Combined oral prolonged-release oxycodone and naloxone in opioid-induced bowel dysfunction: review of efficacy and safety data in the treatment of patients experiencing chronic pain.
Expert Opin Pharmacother. 2009 Dec 23;
Authors: Clemens KE, Mikus G
Importance of the field: Despite proven analgesic efficacy, opioid use is associated with frequently dose-limiting bowel dysfunction that seriously impacts patients' quality of life (QoL). Agents used at present to manage opioid-induced constipation do not address the underlying opioid receptor-mediated cause of bowel dysfunction and are often ineffective. There is, therefore, a significant need for more effective treatment options. The combination of the strong opioid oxycodone and the opioid antagonist naloxone has the potential to prevent opioid-induced bowel dysfunction (OIBD) while maintaining analgesic efficacy.
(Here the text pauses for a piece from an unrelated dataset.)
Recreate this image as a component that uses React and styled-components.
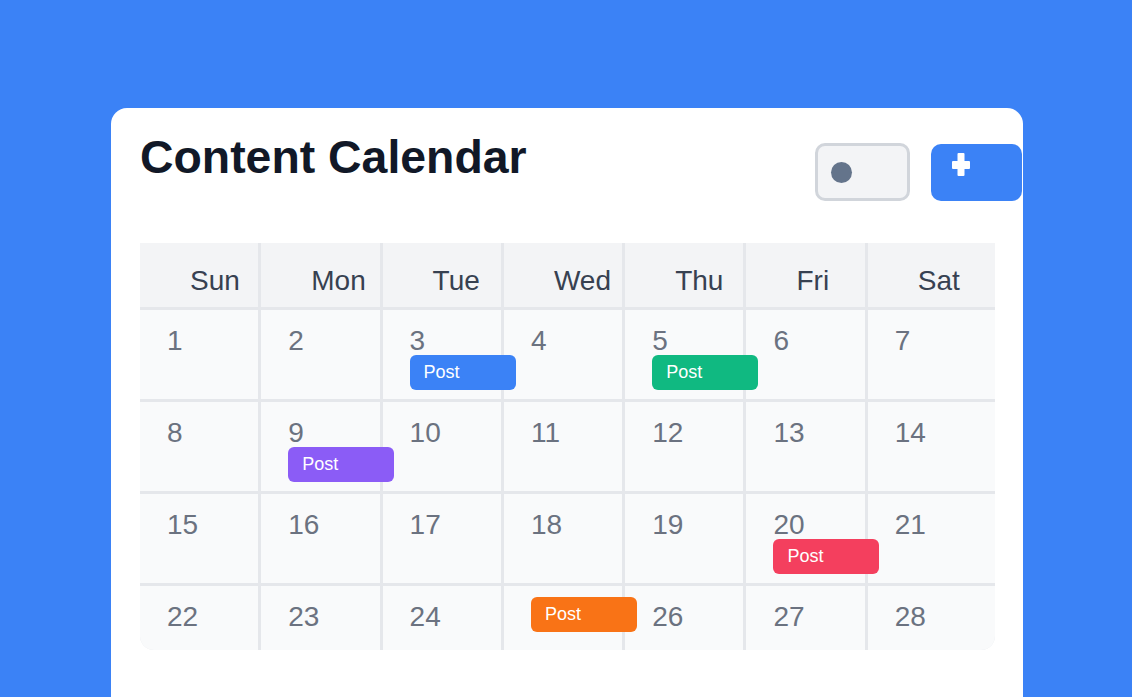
import React from 'react'
import styled, { createGlobalStyle } from 'styled-components'

const GlobalStyle = createGlobalStyle`
  html, body {
    margin: 0;
    padding: 0;
    height: 100%;
    overflow: hidden;
    background: #3b82f6;
    font-family: 'Liberation Sans', Arial, sans-serif;
  }
`

const weekDays = ['Sun', 'Mon', 'Tue', 'Wed', 'Thu', 'Fri', 'Sat']

// posts shown under the day number
const posts = {
  3: '#3b82f6',
  5: '#10b981',
  9: '#8b5cf6',
  20: '#f43f5e',
}

// posts that take the place of the day number
const coverPosts = {
  25: '#f97316',
}

const days = Array.from({ length: 28 }, (_, i) => i + 1)

function PlusIcon() {
  return (
    <svg width="18" height="23" viewBox="0 0 18 23">
      <rect x="5.5" y="0" width="7" height="23" rx="1" fill="#fff" />
      <rect x="0" y="8" width="18" height="8" rx="1" fill="#fff" />
    </svg>
  )
}

function App() {
  return (
    <Page>
      <GlobalStyle />
      <Card>
        <Header>
          <Title>Content Calendar</Title>
          <Actions>
            <Toggle aria-label="toggle view">
              <ToggleDot />
            </Toggle>
            <AddButton aria-label="add post">
              <PlusIcon />
            </AddButton>
          </Actions>
        </Header>
        <Grid>
          {weekDays.map((d) => (
            <DayName key={d}>{d}</DayName>
          ))}
          {days.map((n) => (
            <DayCell key={n}>
              {coverPosts[n] ? (
                <PostChip $color={coverPosts[n]} $cover>Post</PostChip>
              ) : (
                <DayNumber>{n}</DayNumber>
              )}
              {posts[n] && <PostChip $color={posts[n]}>Post</PostChip>}
            </DayCell>
          ))}
        </Grid>
      </Card>
    </Page>
  )
}

const Page = styled.div`
  display: flex;
  justify-content: center;
  padding: 108px 0 0 2px;
`

const Card = styled.div`
  width: 912px;
  box-sizing: border-box;
  background: #ffffff;
  border-radius: 16px;
  padding: 23px 28px 80px 29px;
  overflow: hidden;
`

const Header = styled.div`
  display: flex;
  justify-content: space-between;
  align-items: flex-start;
  height: 70px;
  margin-bottom: 42px;
`

const Title = styled.h1`
  margin: 0;
  font-size: 46.4px;
  line-height: 53px;
  font-weight: 700;
  color: #111827;
`

const Actions = styled.div`
  display: flex;
  align-items: center;
  gap: 21px;
  margin-top: 12px;
  margin-right: -27px;
`

const Toggle = styled.div`
  width: 95px;
  height: 58px;
  box-sizing: border-box;
  border: 3px solid #d1d5db;
  border-radius: 10px;
  background: #f3f4f6;
  display: flex;
  align-items: center;
  padding-left: 13px;
`

const ToggleDot = styled.span`
  width: 21px;
  height: 21px;
  border-radius: 50%;
  background: #64748b;
`

const AddButton = styled.div`
  width: 91px;
  height: 57px;
  box-sizing: border-box;
  border-radius: 10px;
  background: #3b82f6;
  display: flex;
  align-items: flex-start;
  padding: 9px 0 0 21px;
`

const Grid = styled.div`
  display: grid;
  grid-template-columns: repeat(6, 118.3px) minmax(0, 1fr);
  grid-template-rows: 64px repeat(4, 89px);
  gap: 3px;
  background: #e5e7eb;
  height: 407px;
  overflow: hidden;
  border-radius: 0 0 14px 14px;
`

const DayName = styled.div`
  background: #f3f4f6;
  display: flex;
  align-items: center;
  padding: 12px 0 0 50px;
  font-size: 28px;
  color: #374151;
`

const DayCell = styled.div`
  position: relative;
  min-width: 0;
  background: #f9fafb;
  padding: 17px 0 0 27px;
  display: flex;
  flex-direction: column;
  align-items: flex-start;
`

const DayNumber = styled.span`
  font-size: 28px;
  line-height: 28px;
  color: #6b7280;
`

const PostChip = styled.div`
  position: relative;
  z-index: 2;
  margin-top: ${(p) => (p.$cover ? '-6px' : '0')};
  width: 106px;
  height: 35px;
  box-sizing: border-box;
  flex-shrink: 0;
  padding-left: 14px;
  border-radius: 6px;
  background: ${(p) => p.$color};
  color: #ffffff;
  font-size: 18px;
  line-height: 35px;
`

export default App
Objective: To review the safety and efficacy of oral prolonged-release (PR) oxycodone/naloxone in the treatment of patients experiencing chronic pain. Areas covered in this review: A MEDLINE search was done (January 2002 - July 2009) for available literature for prolonged release oxycodone and naloxone in different patient groups. Results were limited to English-language and clinical trials. Data were also obtained from congress materials. What knowledge the reader will gain: Unmet needs of opioid pain treatment in terms of OIBD, reduced QoL and low treatment compliance, leading to reduced efficacy. A data overview demonstrates the efficacy and tolerability of PR oxycodone/naloxone in the management of severe chronic pain without the burden of severe gastrointestinal adverse events. The combined formulation of a highly effective opioid and an antagonist that acts locally to reduce gastrointestinal side effects is expected to simplify pain management. Take home message: The combination of PR oxycodone/naloxone offers the potential of maintaining normal bowel function in patients requiring opioid therapy - it is a strong analgesic that is well tolerated.